INFORMATION PROVIDED -

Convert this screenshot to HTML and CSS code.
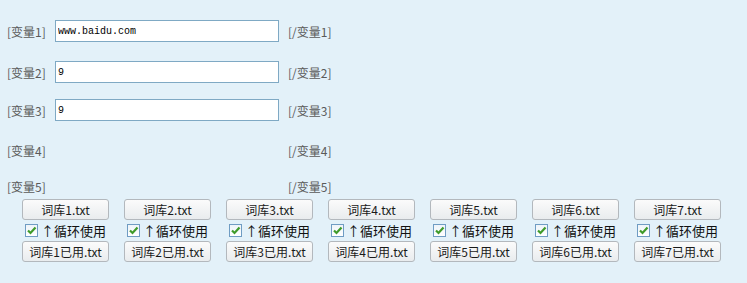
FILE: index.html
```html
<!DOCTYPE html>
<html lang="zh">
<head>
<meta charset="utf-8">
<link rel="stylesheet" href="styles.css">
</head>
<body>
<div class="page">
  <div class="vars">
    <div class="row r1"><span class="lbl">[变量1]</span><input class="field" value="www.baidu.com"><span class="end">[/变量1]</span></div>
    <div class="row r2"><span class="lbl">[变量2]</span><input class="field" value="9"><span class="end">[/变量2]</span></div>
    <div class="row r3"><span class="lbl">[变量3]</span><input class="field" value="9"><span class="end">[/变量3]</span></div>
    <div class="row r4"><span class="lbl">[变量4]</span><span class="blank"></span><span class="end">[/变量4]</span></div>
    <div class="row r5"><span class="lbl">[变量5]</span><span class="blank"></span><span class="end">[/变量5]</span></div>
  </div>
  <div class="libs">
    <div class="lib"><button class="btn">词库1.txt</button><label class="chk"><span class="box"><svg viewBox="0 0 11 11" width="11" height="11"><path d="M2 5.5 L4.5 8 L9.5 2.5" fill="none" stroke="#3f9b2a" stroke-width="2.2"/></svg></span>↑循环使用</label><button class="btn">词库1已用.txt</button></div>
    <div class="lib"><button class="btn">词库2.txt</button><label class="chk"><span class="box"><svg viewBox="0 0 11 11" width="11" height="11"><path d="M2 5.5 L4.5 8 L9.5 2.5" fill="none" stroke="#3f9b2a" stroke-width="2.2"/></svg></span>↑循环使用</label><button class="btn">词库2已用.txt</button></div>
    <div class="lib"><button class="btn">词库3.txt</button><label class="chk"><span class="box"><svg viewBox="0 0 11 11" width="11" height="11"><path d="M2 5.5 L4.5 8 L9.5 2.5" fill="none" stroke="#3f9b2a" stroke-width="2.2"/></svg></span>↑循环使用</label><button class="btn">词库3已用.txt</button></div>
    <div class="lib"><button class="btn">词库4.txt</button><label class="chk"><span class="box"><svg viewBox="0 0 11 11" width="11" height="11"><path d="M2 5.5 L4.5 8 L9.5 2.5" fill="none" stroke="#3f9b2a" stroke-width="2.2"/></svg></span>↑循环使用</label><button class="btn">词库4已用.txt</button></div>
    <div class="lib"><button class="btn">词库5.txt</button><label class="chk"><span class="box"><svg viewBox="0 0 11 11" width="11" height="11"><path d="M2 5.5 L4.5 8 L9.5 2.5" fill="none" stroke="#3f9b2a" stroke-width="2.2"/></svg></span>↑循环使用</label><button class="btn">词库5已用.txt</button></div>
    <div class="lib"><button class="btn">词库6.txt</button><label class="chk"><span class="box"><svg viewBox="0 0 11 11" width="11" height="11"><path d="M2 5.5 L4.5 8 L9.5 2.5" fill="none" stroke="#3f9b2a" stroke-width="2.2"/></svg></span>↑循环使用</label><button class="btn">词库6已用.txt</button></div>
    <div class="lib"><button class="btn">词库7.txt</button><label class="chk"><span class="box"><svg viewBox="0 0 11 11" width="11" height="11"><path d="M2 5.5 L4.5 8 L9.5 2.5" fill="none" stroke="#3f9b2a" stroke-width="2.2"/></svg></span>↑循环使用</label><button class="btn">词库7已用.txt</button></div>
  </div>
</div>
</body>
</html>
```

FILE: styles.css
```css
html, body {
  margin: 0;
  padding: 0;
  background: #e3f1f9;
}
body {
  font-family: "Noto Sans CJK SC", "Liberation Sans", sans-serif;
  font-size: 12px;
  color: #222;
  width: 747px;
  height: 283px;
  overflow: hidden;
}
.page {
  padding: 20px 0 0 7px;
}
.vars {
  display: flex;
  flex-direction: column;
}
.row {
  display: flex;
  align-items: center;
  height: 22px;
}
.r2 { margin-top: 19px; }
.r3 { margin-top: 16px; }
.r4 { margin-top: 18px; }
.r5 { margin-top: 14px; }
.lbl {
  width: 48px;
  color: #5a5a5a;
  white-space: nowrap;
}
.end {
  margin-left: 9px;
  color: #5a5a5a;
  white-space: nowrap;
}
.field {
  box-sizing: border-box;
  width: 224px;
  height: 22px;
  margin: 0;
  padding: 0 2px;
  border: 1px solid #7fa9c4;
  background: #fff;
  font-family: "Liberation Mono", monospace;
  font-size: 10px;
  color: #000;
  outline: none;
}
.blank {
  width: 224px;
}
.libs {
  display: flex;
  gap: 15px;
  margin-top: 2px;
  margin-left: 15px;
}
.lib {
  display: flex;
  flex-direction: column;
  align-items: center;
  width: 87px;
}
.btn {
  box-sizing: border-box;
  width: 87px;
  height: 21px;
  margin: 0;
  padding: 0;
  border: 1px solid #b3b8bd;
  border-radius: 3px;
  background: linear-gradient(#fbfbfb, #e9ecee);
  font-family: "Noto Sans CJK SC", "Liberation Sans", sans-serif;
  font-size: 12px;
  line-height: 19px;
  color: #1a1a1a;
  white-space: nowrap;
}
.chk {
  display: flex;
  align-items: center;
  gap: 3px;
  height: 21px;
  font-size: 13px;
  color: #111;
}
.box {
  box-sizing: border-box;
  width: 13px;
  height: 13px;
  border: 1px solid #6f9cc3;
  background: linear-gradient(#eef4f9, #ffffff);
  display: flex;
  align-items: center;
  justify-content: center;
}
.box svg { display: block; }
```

YOUR TASK - All of the data needs repeating exactly, but the pictures do not.

OUTPUT FOR THIS EXERCISE -
Convert this screenshot to HTML and CSS code.
FILE: index.html
```html
<!DOCTYPE html>
<html lang="zh">
<head>
<meta charset="utf-8">
<link rel="stylesheet" href="styles.css">
</head>
<body>
<div class="page">
  <div class="vars">
    <div class="row r1"><span class="lbl">[变量1]</span><input class="field" value="www.baidu.com"><span class="end">[/变量1]</span></div>
    <div class="row r2"><span class="lbl">[变量2]</span><input class="field" value="9"><span class="end">[/变量2]</span></div>
    <div class="row r3"><span class="lbl">[变量3]</span><input class="field" value="9"><span class="end">[/变量3]</span></div>
    <div class="row r4"><span class="lbl">[变量4]</span><span class="blank"></span><span class="end">[/变量4]</span></div>
    <div class="row r5"><span class="lbl">[变量5]</span><span class="blank"></span><span class="end">[/变量5]</span></div>
  </div>
  <div class="libs">
    <div class="lib"><button class="btn">词库1.txt</button><label class="chk"><span class="box"><svg viewBox="0 0 11 11" width="11" height="11"><path d="M2 5.5 L4.5 8 L9.5 2.5" fill="none" stroke="#3f9b2a" stroke-width="2.2"/></svg></span>↑循环使用</label><button class="btn">词库1已用.txt</button></div>
    <div class="lib"><button class="btn">词库2.txt</button><label class="chk"><span class="box"><svg viewBox="0 0 11 11" width="11" height="11"><path d="M2 5.5 L4.5 8 L9.5 2.5" fill="none" stroke="#3f9b2a" stroke-width="2.2"/></svg></span>↑循环使用</label><button class="btn">词库2已用.txt</button></div>
    <div class="lib"><button class="btn">词库3.txt</button><label class="chk"><span class="box"><svg viewBox="0 0 11 11" width="11" height="11"><path d="M2 5.5 L4.5 8 L9.5 2.5" fill="none" stroke="#3f9b2a" stroke-width="2.2"/></svg></span>↑循环使用</label><button class="btn">词库3已用.txt</button></div>
    <div class="lib"><button class="btn">词库4.txt</button><label class="chk"><span class="box"><svg viewBox="0 0 11 11" width="11" height="11"><path d="M2 5.5 L4.5 8 L9.5 2.5" fill="none" stroke="#3f9b2a" stroke-width="2.2"/></svg></span>↑循环使用</label><button class="btn">词库4已用.txt</button></div>
    <div class="lib"><button class="btn">词库5.txt</button><label class="chk"><span class="box"><svg viewBox="0 0 11 11" width="11" height="11"><path d="M2 5.5 L4.5 8 L9.5 2.5" fill="none" stroke="#3f9b2a" stroke-width="2.2"/></svg></span>↑循环使用</label><button class="btn">词库5已用.txt</button></div>
    <div class="lib"><button class="btn">词库6.txt</button><label class="chk"><span class="box"><svg viewBox="0 0 11 11" width="11" height="11"><path d="M2 5.5 L4.5 8 L9.5 2.5" fill="none" stroke="#3f9b2a" stroke-width="2.2"/></svg></span>↑循环使用</label><button class="btn">词库6已用.txt</button></div>
    <div class="lib"><button class="btn">词库7.txt</button><label class="chk"><span class="box"><svg viewBox="0 0 11 11" width="11" height="11"><path d="M2 5.5 L4.5 8 L9.5 2.5" fill="none" stroke="#3f9b2a" stroke-width="2.2"/></svg></span>↑循环使用</label><button class="btn">词库7已用.txt</button></div>
  </div>
</div>
</body>
</html>
```

FILE: styles.css
```css
html, body {
  margin: 0;
  padding: 0;
  background: #e3f1f9;
}
body {
  font-family: "Noto Sans CJK SC", "Liberation Sans", sans-serif;
  font-size: 12px;
  color: #222;
  width: 747px;
  height: 283px;
  overflow: hidden;
}
.page {
  padding: 20px 0 0 7px;
}
.vars {
  display: flex;
  flex-direction: column;
}
.row {
  display: flex;
  align-items: center;
  height: 22px;
}
.r2 { margin-top: 19px; }
.r3 { margin-top: 16px; }
.r4 { margin-top: 18px; }
.r5 { margin-top: 14px; }
.lbl {
  width: 48px;
  color: #5a5a5a;
  white-space: nowrap;
}
.end {
  margin-left: 9px;
  color: #5a5a5a;
  white-space: nowrap;
}
.field {
  box-sizing: border-box;
  width: 224px;
  height: 22px;
  margin: 0;
  padding: 0 2px;
  border: 1px solid #7fa9c4;
  background: #fff;
  font-family: "Liberation Mono", monospace;
  font-size: 10px;
  color: #000;
  outline: none;
}
.blank {
  width: 224px;
}
.libs {
  display: flex;
  gap: 15px;
  margin-top: 2px;
  margin-left: 15px;
}
.lib {
  display: flex;
  flex-direction: column;
  align-items: center;
  width: 87px;
}
.btn {
  box-sizing: border-box;
  width: 87px;
  height: 21px;
  margin: 0;
  padding: 0;
  border: 1px solid #b3b8bd;
  border-radius: 3px;
  background: linear-gradient(#fbfbfb, #e9ecee);
  font-family: "Noto Sans CJK SC", "Liberation Sans", sans-serif;
  font-size: 12px;
  line-height: 19px;
  color: #1a1a1a;
  white-space: nowrap;
}
.chk {
  display: flex;
  align-items: center;
  gap: 3px;
  height: 21px;
  font-size: 13px;
  color: #111;
}
.box {
  box-sizing: border-box;
  width: 13px;
  height: 13px;
  border: 1px solid #6f9cc3;
  background: linear-gradient(#eef4f9, #ffffff);
  display: flex;
  align-items: center;
  justify-content: center;
}
.box svg { display: block; }
```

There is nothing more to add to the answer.